Perangkat lunak resmi atau legal software menjadi salah satu perdebatan serius di Indonesia dalam segi penggunaannya. Masih banyak pihak-pihak yang menggunakan perangkat lunak, baik untuk sistem operasi maupun untuk aplikasi, secara bajakan atau ilegal. Padahal jika ditelusuri lebih lanjut, denda yang akan dikenakan kepada para pengguna software ilegal, khususnya perusahaan, akan sangat besar.
Dilansir dari laporan resmi BSA, sebuah organisasi yang mendukung penggunaan perangkat lunak resmi, Indonesia menempati urutan terakhir dalam tingkat legalisasi perangkat lunak, dikalahkan oleh Thailand, Filipina, dan Vietnam.
Padahal, menurut data dari GNFI di tahun 2018, Indonesia termasuk salah satu negara yang sangat aktif perkembangannya dalam dunia digital. Dengan jumlah pengguna internet mencapai 132 juta orang.
Dengan jumlah yang cukup mengkhawatirkan tersebut, BSA bekerjasama dengan pejabat dari Direktorat Jenderal Kekayaan Intelektual Indonesia (DJKI) untuk mengkampanyekan hal tersebut. Kerjasama ini akan menjangkau perusahaan-perusahaan yang terindikasi menggunakan software ilegal atau bajakan. BSA pun akan memberikan bantuan untuk transisi dari software ilegal, menjadi software legal.

Peringkat Indonesia
Berada pada peringkat terbawah dari negara-negara lain, Indonesia hanya memiliki 6.000 PC yang sudah menggunakan software resmi. Sangat disayangkan memang jika melihat negara lain, Filipina, sudah kurang lebih 38.500 PC yang menggunakan software resmi. Lalu Thailand berjumlah 32.100 PC, dan Vietnam 24.000 PC.
Sebagai tambahan, kurang lebih 600 perusahaan di Filipina dan Thailand, serta 400 perusahaan di Vietnam, telah bekerjasama dengan BSA untuk melakukan transisi perangkat lunak tersebut.

Dampak Penggunaan Software Ilegal
Menurut Tarun Sawnet, Direktur Senior BSA, perusahaan tidak akan mampu bersaing di iklim industri saat ini apabila masih menggunakan perangkat lunak ilegal, karena memiliki resiko yang cukup besar jika terjadi sesuatu.
“Penggunaan perangkat lunak ilegal akan menimbulkan risiko hukum, siber, dan reputasi. Kami di sini hadir untuk membantu perusahaan melakukan perpindahan, dari perangkat ilegal menjadi legal.” Ucap beliau.
Dengan masuknya era industri 4.0, penggunaan perangkat resmi ini sangat penting. Karena selain dapat mengurangi dampak negatif serta potensi kerugian yang sangat besar, akan berguna juga untuk devisa negara.
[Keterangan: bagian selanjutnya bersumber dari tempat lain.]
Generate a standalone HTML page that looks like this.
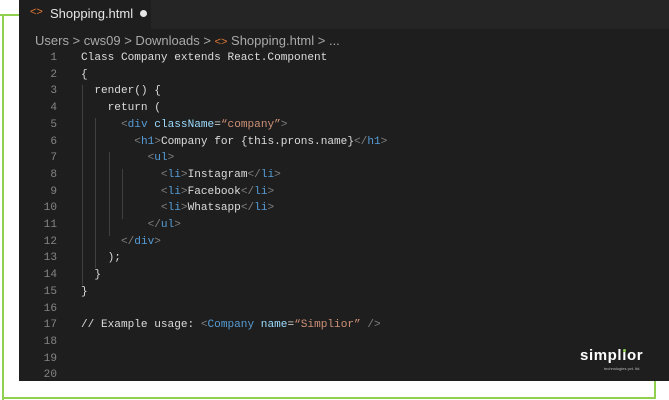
<!DOCTYPE html>
<html><head><meta charset="utf-8"><style>
html,body{margin:0;padding:0;background:#fff;width:669px;height:400px;overflow:hidden;position:relative;font-family:"Liberation Sans",sans-serif}
.g{position:absolute;background:#8fd14f}
#ed{position:absolute;left:19px;top:0;width:650px;height:381px;background:#1e1e1e}
#tabbar{position:absolute;left:0;top:0;width:650px;height:29px;background:#252526}
#tab{position:absolute;left:0;top:0;width:132px;height:29px;background:#1e1e1e;color:#e6e6e6;font-size:13px}
#bc{position:absolute;left:16px;top:33px;color:#a9a9a9;font-size:13px;white-space:pre}
.o{color:#e37933}
#code{position:absolute;left:0;top:50px;font-family:"Liberation Mono",monospace;font-size:11.1px;line-height:16.7px;white-space:pre;color:#dcdcdc}
.ln{position:absolute;left:0;width:38px;text-align:right;color:#858585}
.c{position:absolute;left:62px}
.t{color:#808080}.k{color:#569cd6}.a{color:#9cdcfe}.s{color:#ce9178}
.gd{position:absolute;width:1px;background:#404040}
</style></head><body>
<div class="g" style="left:0;top:14px;width:19px;height:2px"></div>
<div class="g" style="left:2px;top:14px;width:2px;height:386px"></div>
<div class="g" style="left:2px;top:397px;width:654px;height:2px"></div>
<div class="g" style="left:654px;top:381px;width:2px;height:18px"></div>
<div id="ed">
<div id="tabbar"><div id="tab"><span class="o" style="position:absolute;left:11px;top:6px;font-size:11px">&lt;&gt;</span><span style="position:absolute;left:31px;top:6px">Shopping.html</span><span style="position:absolute;left:121px;top:10px;width:7px;height:7px;border-radius:50%;background:#e6e6e6"></span></div></div>
<div id="bc">Users &gt; cws09 &gt; Downloads &gt; <span class="o" style="font-size:11px">&lt;&gt;</span> Shopping.html &gt; ...</div>
<div class="gd" style="left:63px;top:85px;height:200px"></div>
<div class="gd" style="left:76px;top:118px;height:150px"></div>
<div class="gd" style="left:90px;top:152px;height:84px"></div>
<div class="gd" style="left:103px;top:169px;height:50px"></div>
<div id="code">
<div class="ln" style="top:0">1</div><div class="c" style="top:0">Class Company extends React.Component</div>
<div class="ln" style="top:16.7px">2</div><div class="c" style="top:16.7px">{</div>
<div class="ln" style="top:33.4px">3</div><div class="c" style="top:33.4px">  render() {</div>
<div class="ln" style="top:50.1px">4</div><div class="c" style="top:50.1px">    return (</div>
<div class="ln" style="top:66.8px">5</div><div class="c" style="top:66.8px">      <span class="t">&lt;</span><span class="k">div</span> <span class="a">className</span>=<span class="s">“company”</span><span class="t">&gt;</span></div>
<div class="ln" style="top:83.5px">6</div><div class="c" style="top:83.5px">        <span class="t">&lt;</span><span class="k">h1</span><span class="t">&gt;</span>Company for {this.prons.name}<span class="t">&lt;/</span><span class="k">h1</span><span class="t">&gt;</span></div>
<div class="ln" style="top:100.2px">7</div><div class="c" style="top:100.2px">          <span class="t">&lt;</span><span class="k">ul</span><span class="t">&gt;</span></div>
<div class="ln" style="top:116.9px">8</div><div class="c" style="top:116.9px">            <span class="t">&lt;</span><span class="k">li</span><span class="t">&gt;</span>Instagram<span class="t">&lt;/</span><span class="k">li</span><span class="t">&gt;</span></div>
<div class="ln" style="top:133.6px">9</div><div class="c" style="top:133.6px">            <span class="t">&lt;</span><span class="k">li</span><span class="t">&gt;</span>Facebook<span class="t">&lt;/</span><span class="k">li</span><span class="t">&gt;</span></div>
<div class="ln" style="top:150.3px">10</div><div class="c" style="top:150.3px">            <span class="t">&lt;</span><span class="k">li</span><span class="t">&gt;</span>Whatsapp<span class="t">&lt;/</span><span class="k">li</span><span class="t">&gt;</span></div>
<div class="ln" style="top:167px">11</div><div class="c" style="top:167px">          <span class="t">&lt;/</span><span class="k">ul</span><span class="t">&gt;</span></div>
<div class="ln" style="top:183.7px">12</div><div class="c" style="top:183.7px">      <span class="t">&lt;/</span><span class="k">div</span><span class="t">&gt;</span></div>
<div class="ln" style="top:200.4px">13</div><div class="c" style="top:200.4px">    );</div>
<div class="ln" style="top:217.1px">14</div><div class="c" style="top:217.1px">  }</div>
<div class="ln" style="top:233.8px">15</div><div class="c" style="top:233.8px">}</div>
<div class="ln" style="top:250.5px">16</div>
<div class="ln" style="top:267.2px">17</div><div class="c" style="top:267.2px">// Example usage: <span class="t">&lt;</span><span class="k">Company</span> <span class="a">name</span>=<span class="s">“Simplior”</span> <span class="t">/&gt;</span></div>
<div class="ln" style="top:283.9px">18</div>
<div class="ln" style="top:300.6px">19</div>
<div class="ln" style="top:317.3px">20</div>
</div>
<div style="position:absolute;left:561px;top:347px;color:#fff;font-weight:bold;font-size:15px;letter-spacing:0.6px">simpl<span style="position:relative">ı<span style="position:absolute;left:1px;top:2px;width:3px;height:3px;background:#8fd14f;border-radius:50%"></span></span>or</div>
<div style="position:absolute;left:585px;top:366px;color:#bbb;font-size:4px">technologies pvt. ltd.</div>
</div>
</body></html>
BSA sendiri mengatakan bahwa sudah banyak perusahaan di Indonesia yang mereka hubungi, tetapi masih bawel untuk melakukan transisi, sehingga kemungkinan besar mendapat serangan. Kerugian tersebut jika diperkirakan, akan mencapai $359 miliar dolar AS per tahun.
Akibat Hukum yang Berlaku
DJKI dalam hal ini sebagai perwakilan dari Republik Indonesia, akan memberikan denda yang cukup besar jika tidak mematuhi himbauan ini. Mereka, perusahaan yang tidak tertib perangkat lunak tersebut, akan dikenakan sanksi hingga Rp 1 miliar. Sanksi tersebut akan berbentuk denda pemerintah, biaya legal, dan tentunya sanksi-sanksi akibat penggunaan perangkat lunak ilegal, yang termasuk dalam pelanggaran undang-undang hak cipta Indonesia.
Batas Waktu Himbauan
BSA menghimbau bahwa perusahaan-perusahaan agar dapat berpindah menggunakan perangkat lunak resmi, dengan kurun waktu sampai pertengahan tahun 2020. Jika tidak, sanksi Rp 1 miliar tersebut akan langsung diterapkan oleh pemerintah Indonesia, melalui DJKI.